The Donut Pub in Chelsea has always exuded the charm of old New York. The letters of “The Donut Pub” are carved into red and yellow neon signs, with an exclamatory “Fresh!” lit up in the window to quietly entice passers-by. Even the inside feels like a time machine to the past, with a white counter lined with swiveling stools, loyal customers nursing warm mugs of coffee and racks and racks of sugar-dusted crullers, squat donuts showered with rainbow sprinkles and black-and-white cookies dripping with icing.
“Donuts bring back better memories of olden days and olden times,” Geduld says. “Maybe a simpler life. A couple of dollars and you could have a real treat that puts a smile on your face. It’s something that was around in World War I. There’s a history to it, and it tastes awfully good.”
The store is open every day around the clock, a mainstay on the otherwise ever-changing stretch of 14th Street between Seventh Avenue and Eighth Avenue. Competing businesses have come and gone since The Donut Pub first opened, including two Dunkin’ Donuts, but Geduld has never been concerned.
“I think of it as David against Goliath,” Geduld says of the competition. “Here’s this massive company. We are just a little donut shop.”
Neither Dunkin’ Donuts lasted too long, yet The Donut Pub persisted.

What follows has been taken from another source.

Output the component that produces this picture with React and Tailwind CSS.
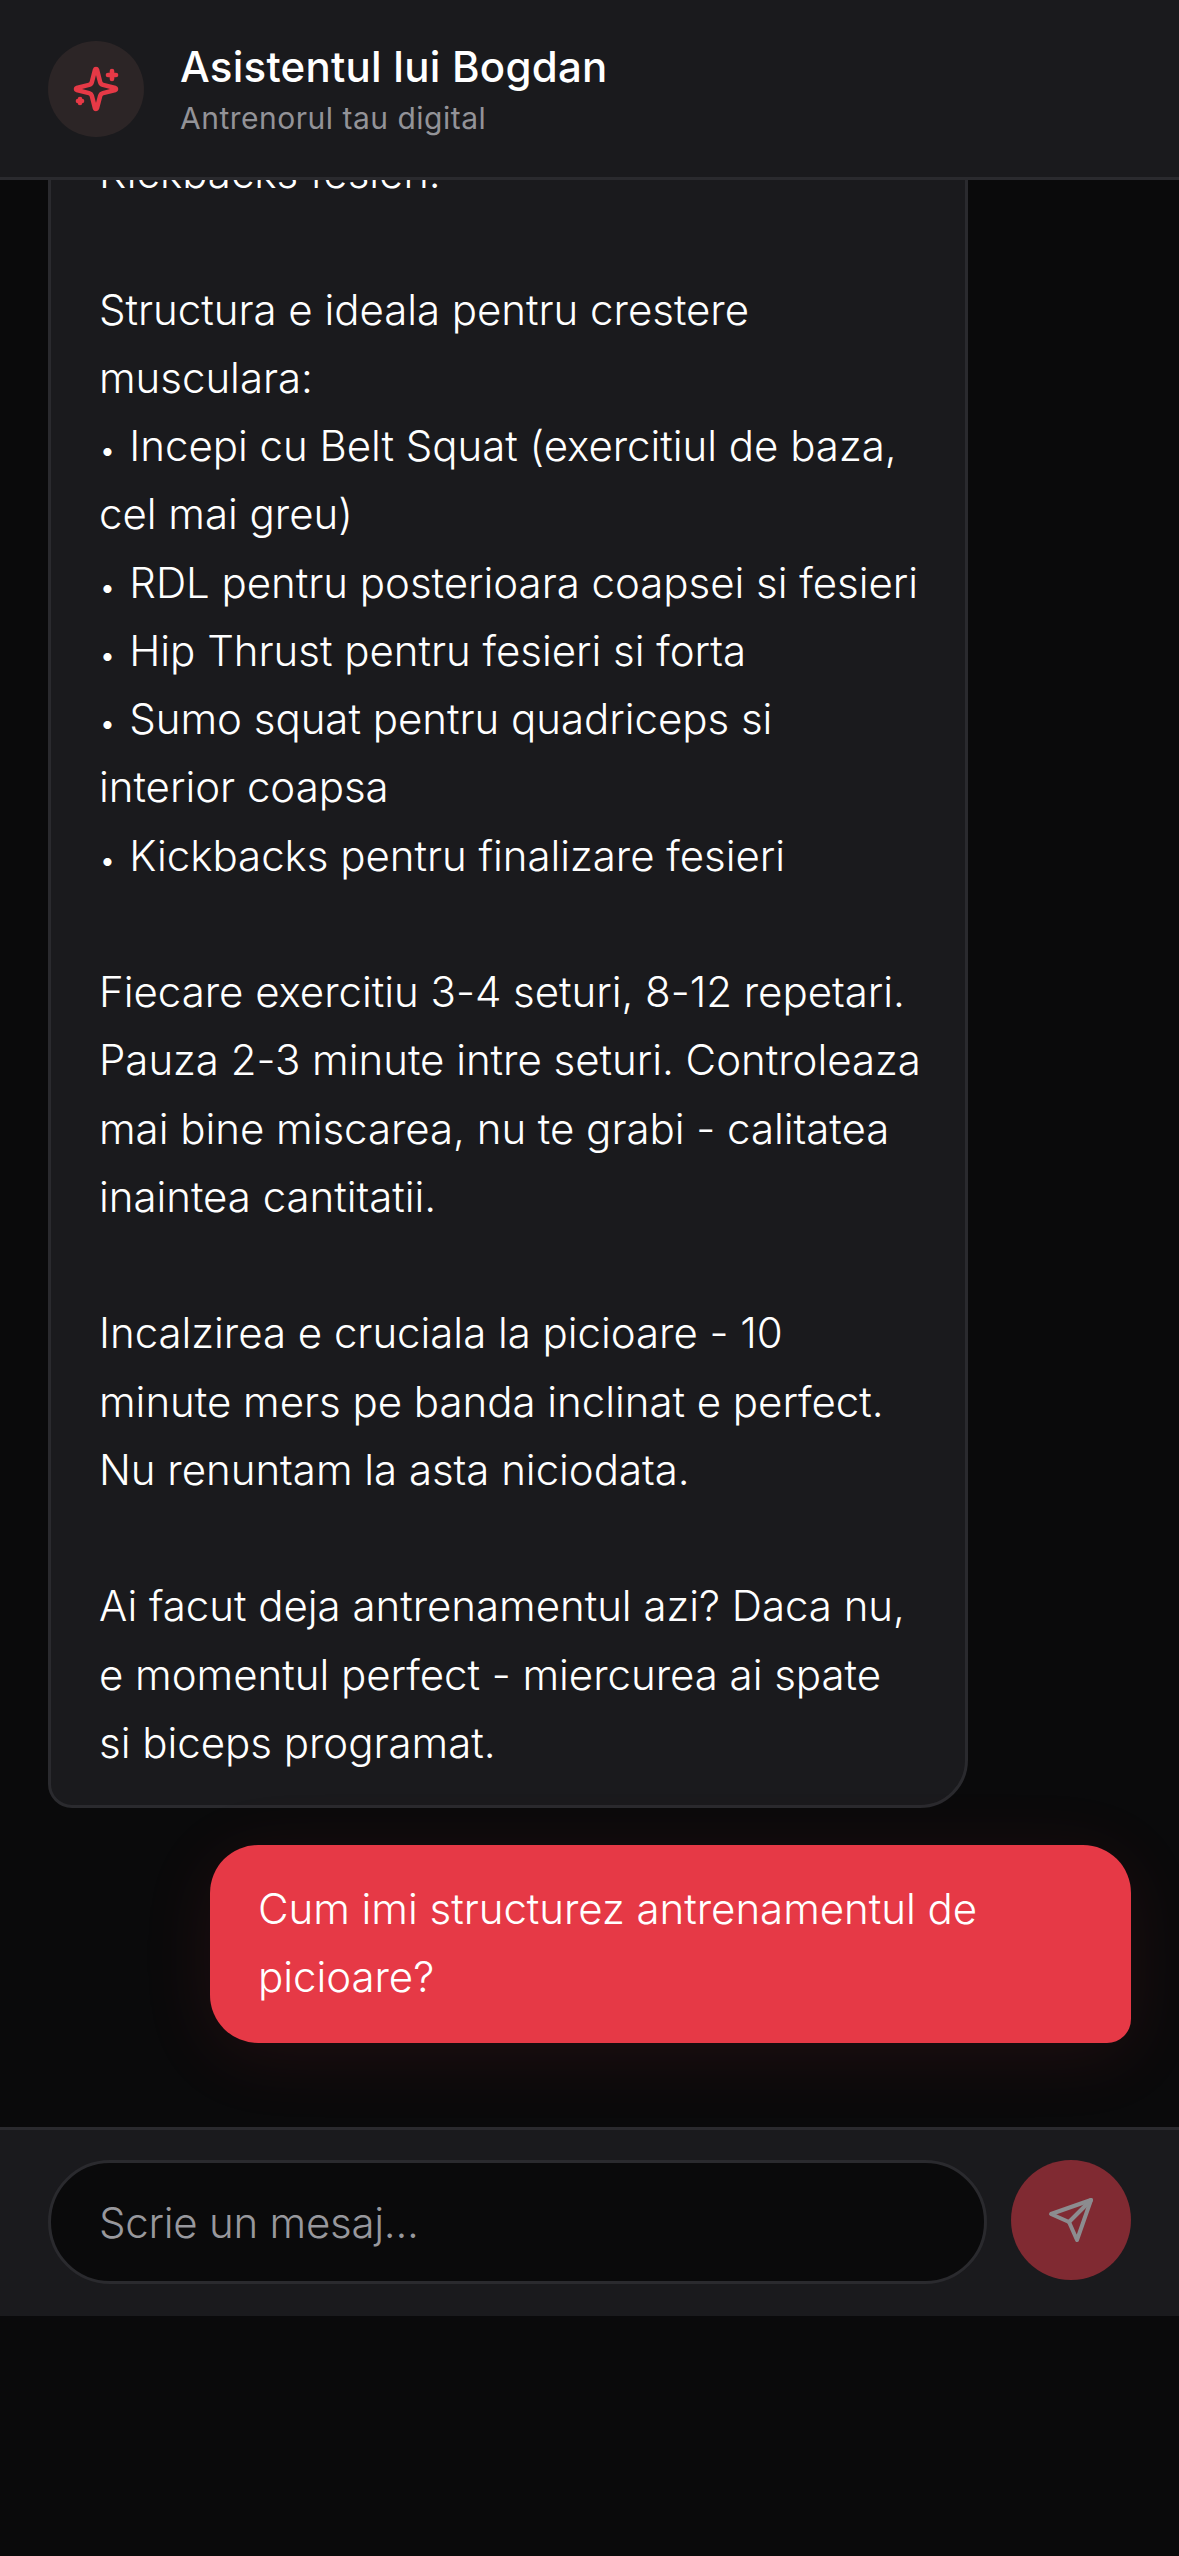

Locals and visitors have remained loyal to the family-run business over the years, popping in for a quick snack or sticking around to nosh on a sampling of classic donuts.
It certainly helps that all the donuts are handmade on site, crafted the same way they were when the shop first opened. There are plenty of old-fashioned favorites: French crullers and those simply adorned with vanilla icing and sprinkles. However, the shop has also changed with the times, dreaming up newfangled creations. Some are crowned with a shard of crispy bacon, while others are cloaked in colorful morsels of cereal. With the rise of the cronut craze, The Donut Pub launched its own take: sky-high croissant donuts drenched in chocolate cream and gooey marshmallow or piped with caramel.
“To me, the most important thing has always been the customer being happy,” Geduld says. “If you consistently have a great product and you consistently take care of your clients, it’s no different than being on Wall Street.”
Geduld is partial to the black-and-white Boston cream donuts – the shop’s nod to the classic black-and-white cookies, though he quite adores those, too. He often stops in to taste the donuts, critique the chocolate glaze and have a cup of coffee with his partner. For the Astor Place Donut Pub, he’s continued the family business with his middle daughter, Nancy, who’s managing the new store.
“When I first opened it, I liked the idea of making different kinds of donuts,” Geduld remembers. “Now I think it’s great fun because I’ve become quasi-famous. People know that Buzzy owns this donut shop.”